In many cases, the polling requests consume resources unnecessarily, because there has been no change to the user's data. You can poll less frequently in order to reduce costs, but that can lead to reduced freshness. Instead, you can use a different method to push updates to clients, such as Websockets. However, Websockets cannot be implemented on App Engine, so would require some additional complexity in your implementation.
Using backend services outside App Engine
You have a small corpus that fits in a single machine's memory. You can use Cloud Datastore for this use case. It is quick to get started using App Engine and Datastore, and it will scale to high IOPS. However, if you have very high IOPS, it might be less expensive to run your own replicated cache on a quorum of machines.
Adding caching layers will improve your application's performance, thereby reducing costs. An App Engine application can cache data in an instance's global memory and in Memcache.
In some cases, you will benefit from more aggressive caching strategies. For example, you can cache data on your mobile clients, which then update your application asynchronously.
The design of an application can depend on caching working correctly in order to scale. Your load tests should include a scenario in which you simulate a failure of the caching layer to verify that your application will continue to scale in this situation.
Follow best practices for scaling Cloud Datastore
See the Datastore best practices article for tips on ensuring that your use of Cloud Datastore will scale.

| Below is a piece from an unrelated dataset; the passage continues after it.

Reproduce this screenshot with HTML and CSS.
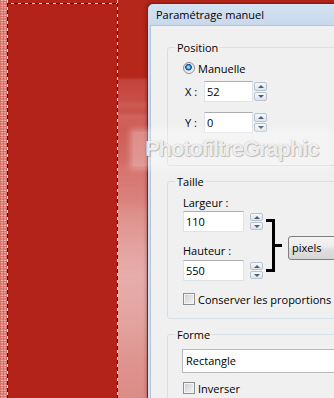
FILE: index.html
```html
<!DOCTYPE html>
<html lang="fr">
<head>
    <meta charset="UTF-8">
    <meta name="viewport" content="width=device-width, initial-scale=1.0">
    <title>Paramétrage manuel</title>
    <link rel="stylesheet" href="styles.css">
</head>
<body>
    <div class="screen">
        <div class="canvas">
            <div class="edge-left"></div>
            <div class="selection"></div>
            <div class="edge-right"></div>
        </div>

        <div class="dialog">
            <div class="titlebar">Paramétrage manuel</div>
            <div class="client">
                <fieldset class="group group-position">
                    <legend>Position</legend>
                    <div class="option-row first">
                        <span class="radio"></span>
                        <span>Manuelle</span>
                    </div>
                    <div class="coord-row">
                        <span class="coord-label">X :</span>
                        <span class="field field-coord">52</span>
                        <span class="spin"><span class="spin-btn up"></span><span class="spin-btn down"></span></span>
                    </div>
                    <div class="coord-row second">
                        <span class="coord-label">Y :</span>
                        <span class="field field-coord">0</span>
                        <span class="spin"><span class="spin-btn up"></span><span class="spin-btn down"></span></span>
                    </div>
                </fieldset>

                <fieldset class="group group-size">
                    <legend>Taille</legend>
                    <div class="size-row">
                        <div class="size-fields">
                            <div class="field-label">Largeur :</div>
                            <div class="size-field-row">
                                <span class="field field-size">110</span>
                                <span class="spin"><span class="spin-btn up"></span><span class="spin-btn down"></span></span>
                            </div>
                            <div class="field-label second">Hauteur :</div>
                            <div class="size-field-row last">
                                <span class="field field-size">550</span>
                                <span class="spin"><span class="spin-btn up"></span><span class="spin-btn down"></span></span>
                            </div>
                        </div>
                        <div class="bracket">
                            <span class="bracket-line"></span>
                            <span class="bracket-tick"></span>
                        </div>
                        <div class="unit-select">pixels</div>
                    </div>
                    <div class="option-row keep">
                        <span class="check"></span>
                        <span>Conserver les proportions</span>
                    </div>
                </fieldset>

                <fieldset class="group group-shape">
                    <legend>Forme</legend>
                    <div class="combo">Rectangle</div>
                    <div class="option-row invert">
                        <span class="check"></span>
                        <span>Inverser</span>
                    </div>
                </fieldset>
            </div>
        </div>

        <div class="watermark">PhotofiltreGraphic</div>
    </div>
</body>
</html>
```

FILE: styles.css
```css
* {
    margin: 0;
    padding: 0;
    box-sizing: border-box;
}
body {
    font-family: "Open Sans", "Noto Sans", sans-serif;
    font-size: 11px;
    color: #000;
    background-color: #b3241a;
}
.screen {
    position: relative;
    display: flex;
    align-items: flex-start;
    width: 334px;
    height: 398px;
    overflow: hidden;
}

/* image behind the dialog */
.canvas {
    display: flex;
    flex: none;
    width: 147px;
    height: 398px;
}
.edge-left {
    width: 7px;
    background:
        repeating-linear-gradient(90deg, rgba(190, 60, 50, 0.35) 0 1px, transparent 1px 3px),
        repeating-linear-gradient(0deg, #e6a098 0 1px, #d8786f 1px 2px, #eab0a9 2px 3px, #dc857d 3px 5px);
}
.selection {
    width: 111px;
    background:
        repeating-linear-gradient(180deg, #f4ddd6 0 3px, #3a1812 3px 7px) left top / 1px 100% no-repeat,
        repeating-linear-gradient(180deg, #f4ddd6 0 3px, #3a1812 3px 7px) right top / 1px 100% no-repeat,
        repeating-linear-gradient(90deg, #3a1812 0 4px, #f4ddd6 4px 7px) left 3px / 100% 1px no-repeat,
        #b3231a;
}
.edge-right {
    flex: 1;
    background: linear-gradient(180deg,
        #b5261b 0, #b5261b 77px, #c3433b 80px, #c84d46 100px, #cd5a53 104px,
        #c8524b 112px, #d0635d 116px, #cd5d56 130px, #d26a64 160px, #d6746e 168px,
        #d9817c 200px, #de918c 215px, #e3a4a1 250px, #e6adaa 275px, #e3a4a0 320px,
        #de948f 360px, #db8b86 398px);
}

/* dialog window */
.dialog {
    flex: none;
    display: flex;
    flex-direction: column;
    width: 240px;
    height: 395px;
    margin-top: 3px;
    padding-left: 2px;
    border-top: 1px solid #3b3b3b;
    border-left: 1px solid #3b3b3b;
    border-radius: 6px 0 0 0;
    background: linear-gradient(#d4e2f2, #c8d9ec 22px, #d3e0ef);
    box-shadow: -1px 0 3px rgba(70, 0, 0, 0.3);
}
.titlebar {
    height: 21px;
    line-height: 21px;
    padding-left: 6px;
    white-space: nowrap;
}
.client {
    flex: 1;
    padding: 14px 0 0 16px;
    background-color: #f0f0f0;
    border-top: 1px solid #b4c4d8;
    border-left: 1px solid #b4c4d8;
}

/* group boxes */
.group {
    border: 1px solid #d5dfe5;
    border-radius: 3px;
    padding: 0 0 0 15px;
}
.group legend {
    padding: 0 2px;
    margin-left: -8px;
    line-height: 15px;
}
.group-position {
    padding-bottom: 32px;
}
.group-size {
    margin-top: 8px;
    padding-bottom: 11px;
}
.group-shape {
    margin-top: 8px;
    padding-bottom: 20px;
}

.option-row {
    display: flex;
    align-items: center;
    gap: 3px;
    height: 16px;
    white-space: nowrap;
}
.option-row.first {
    margin-top: 5px;
}
.option-row.keep {
    margin-top: 10px;
}
.option-row.invert {
    margin-top: 7px;
}

.radio {
    flex: none;
    width: 12px;
    height: 12px;
    border: 1px solid #8b8e93;
    border-radius: 50%;
    background: radial-gradient(circle at 45% 42%, #9ad6ff 0 1px, #2c82cb 2px, #0f4a8a 3px, #dfe3e8 3.6px, #f7f8f9 6px);
}
.check {
    flex: none;
    width: 12px;
    height: 12px;
    border: 1px solid #8e8f8f;
    background: linear-gradient(135deg, #c9cdd3, #f6f6f6);
    box-shadow: inset 0 0 0 1px #f4f4f4;
}

/* text boxes */
.field {
    display: block;
    height: 21px;
    line-height: 19px;
    padding-left: 2px;
    background-color: #fff;
    border: 1px solid #dfe3e8;
    border-top-color: #abadb3;
}
.coord-row {
    display: flex;
    align-items: center;
    height: 21px;
    margin-top: 5px;
}
.coord-row.second {
    margin-top: 10px;
}
.coord-label {
    width: 21px;
    padding-left: 2px;
}
.field-coord {
    width: 49px;
    margin-right: 1px;
}

.spin {
    display: flex;
    flex-direction: column;
    gap: 1px;
    width: 13px;
}
.spin-btn {
    display: flex;
    align-items: center;
    justify-content: center;
    height: 9px;
    border: 1px solid #b9c3ce;
    border-radius: 2px;
    background: linear-gradient(#f7f8fa, #dde3ea);
}
.spin-btn::after {
    content: "";
    border-left: 3px solid transparent;
    border-right: 3px solid transparent;
}
.spin-btn.up::after {
    border-bottom: 3px solid #4c607a;
}
.spin-btn.down::after {
    border-top: 3px solid #4c607a;
}

/* size block */
.size-row {
    display: flex;
    margin-top: 6px;
}
.size-fields {
    width: 80px;
}
.field-label {
    height: 15px;
    line-height: 15px;
    white-space: nowrap;
}
.field-label.second {
    margin-top: 11px;
}
.size-field-row {
    display: flex;
    align-items: center;
    height: 21px;
    margin-top: 1px;
}
.size-field-row.last {
    margin-top: 2px;
}
.field-size {
    width: 61px;
    margin-right: 6px;
}
.size-field-row .spin-btn {
    height: 8px;
}

.bracket {
    display: flex;
    align-items: center;
    flex: none;
    height: 53px;
    margin: 24px 0 0 3px;
}
.bracket-line {
    width: 9px;
    height: 53px;
    border: 3px solid #000;
    border-left: none;
}
.bracket-tick {
    width: 7px;
    height: 3px;
    background-color: #000;
}
.unit-select {
    flex: none;
    width: 80px;
    height: 24px;
    margin: 41px 0 0 6px;
    padding-left: 3px;
    line-height: 22px;
    border: 1px solid #7e7e7e;
    border-radius: 3px;
    background: linear-gradient(#f3f3f3 0, #ececec 45%, #dfdfdf 55%, #d6d6d6 100%);
}

.combo {
    height: 24px;
    margin: 7px 0 0 -1px;
    padding-left: 3px;
    line-height: 22px;
    background-color: #fff;
    border: 1px solid #b7bac0;
}

/* watermark over the screenshot */
.watermark {
    position: absolute;
    left: 133px;
    top: 132px;
    width: 197px;
    height: 34px;
    padding-left: 12px;
    line-height: 34px;
    font-family: "Liberation Sans", Arial, sans-serif;
    font-weight: bold;
    font-size: 22px;
    letter-spacing: -1.1px;
    white-space: nowrap;
    color: rgba(255, 255, 255, 0.85);
    text-shadow: 0 0 1px rgba(0, 0, 0, 0.3), 1px 1px 1px rgba(0, 0, 0, 0.2);
    background-color: rgba(255, 255, 255, 0.3);
    box-shadow: 0 0 6px 3px rgba(255, 255, 255, 0.3);
}
```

Separate services for user-facing and batch traffic
You should use separate services for user-facing and batch traffic. App Engine autoscales based on recent traffic patterns. A sudden burst of traffic from a batch job may cause user-facing requests to be queued while waiting for the autoscaler to kick in. Task queue operations have lower priority in the pending request queue, but it is still good practice to ensure user-facing traffic is not mixed with batch traffic in the same service.